A local animal-rights organization staged a protest Sunday at the west-end zoo to demand the city convene a panel of experts to examine Lucy the Asian elephant and reassess whether it's safe enough to move her. The group says elephants are social by nature and shouldn't be kept alone or live in a climate like Edmonton's.
"I'd like to ask city council to look to Toronto," said Stacie Leppky, a board member with Voice for Animals Humane Society. "Everyone in Canada is moving their elephants and they need to step up and do something," At the beginning of September, the Calgary Zoo transported its one male elephant to a zoo in Florida and plan to move its three female elephants to a zoo in Washington, D.C. this spring.City of Edmonton spokesman Jason Darrah said Lucy has respiratory problems that make it difficult for her to breathe when she's in stressful situations, and moving her would exacerbate that.
"Based on third-party scientific review and veterinary care, we have been advised that Lucy is well adjusted and has some manageable health issues, however moving her would cause her serious health risks and would likely kill her," Darrah said Sunday.
Those visiting the zoo Sunday morning had to walk past about 30 protesters to get inside and were reluctant to talk about the issue. Protesters stood by holding signs with slogans such as Nightmare at the Zoo, Free Lucy and Boo Hoo Zoo.
Visitor Jessica Hogan said she believes that at 38, Lucy is too old to be moved. "She has to stay where she is. She has too many health issues."

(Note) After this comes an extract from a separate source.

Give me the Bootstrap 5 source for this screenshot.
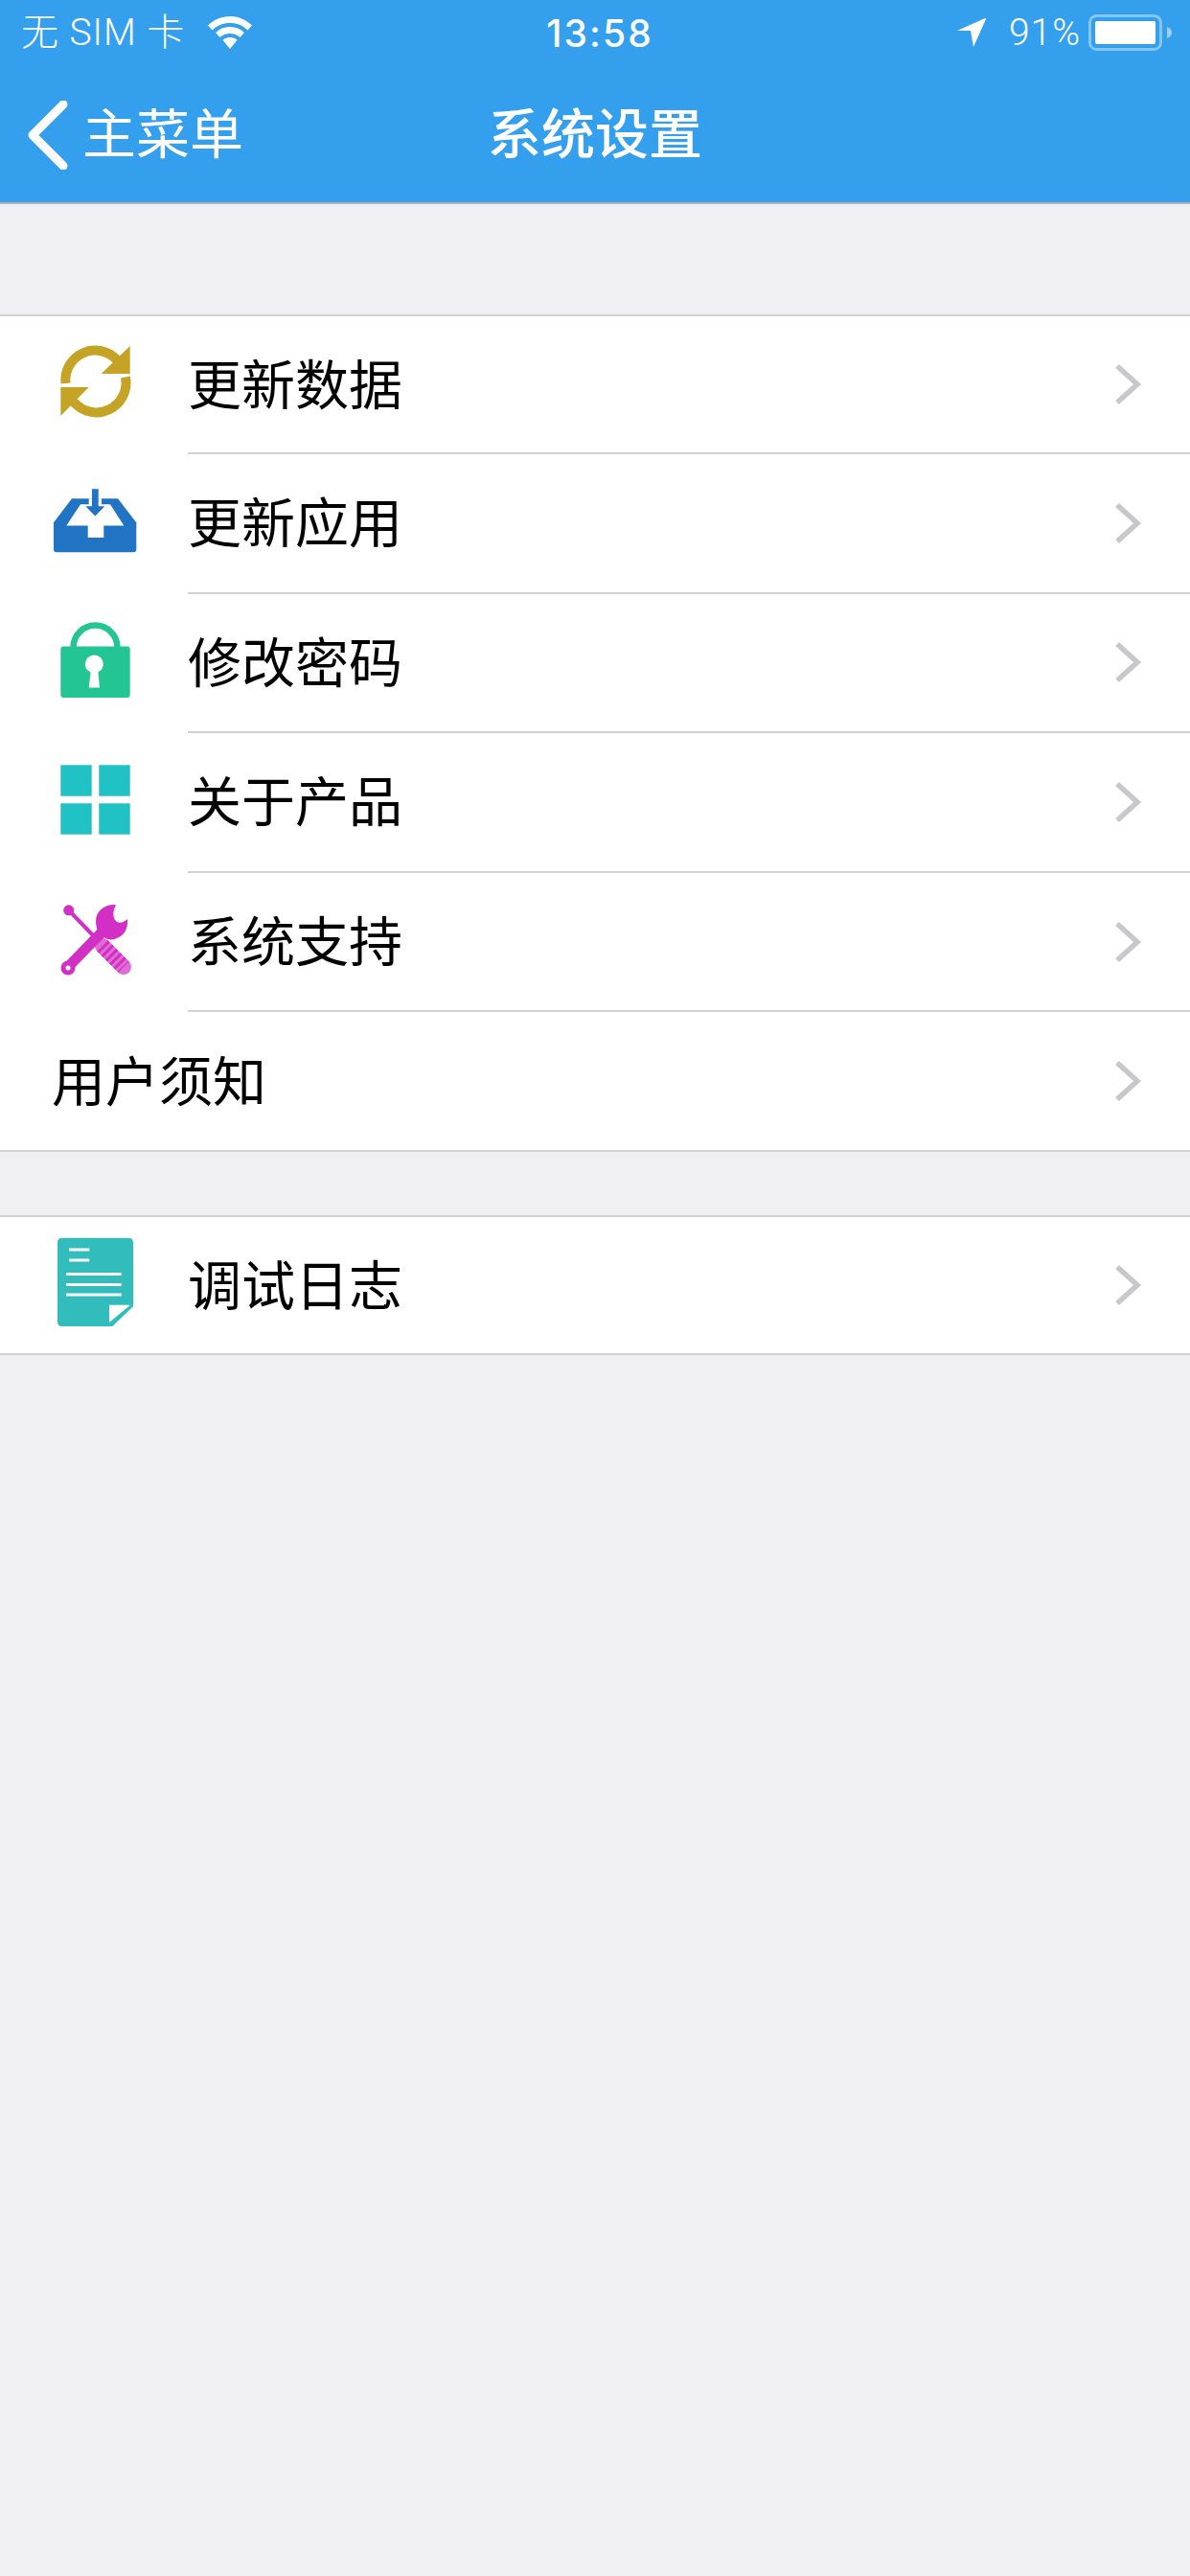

Hazel Roy, who attends the zoo regularly, pondered how the protesters would respond should Lucy die during transport.
"How would everyone here feel? Would they blame the zoo?" Tove Reece, executive director of Voice for Animals Humane Society, responded to Roy's comment by saying, "If that should happen, I would say life here is worse."
While the group does not want any harm to come to Lucy, it challenges the findings of Dr. James Oosterhuis, the elephant expert the city hired in 2009 and 2012, who determined that moving Lucy would be life-threatening.
"If a group of experts came in and said it's too dangerous to move her, we'd back off," Reece said. "We don't want to send her to a certain death."
Darrah said as part of the zoo's ongoing care of all animals, "we regularly bring in other experts ... to support our veterinarian with his work."
The Valley Zoo doesn't plan on housing any more elephants after Lucy.
In 2007, a 25-year-old African elephant living at the Alaska Zoo in Anchorage was transferred to California after much debate.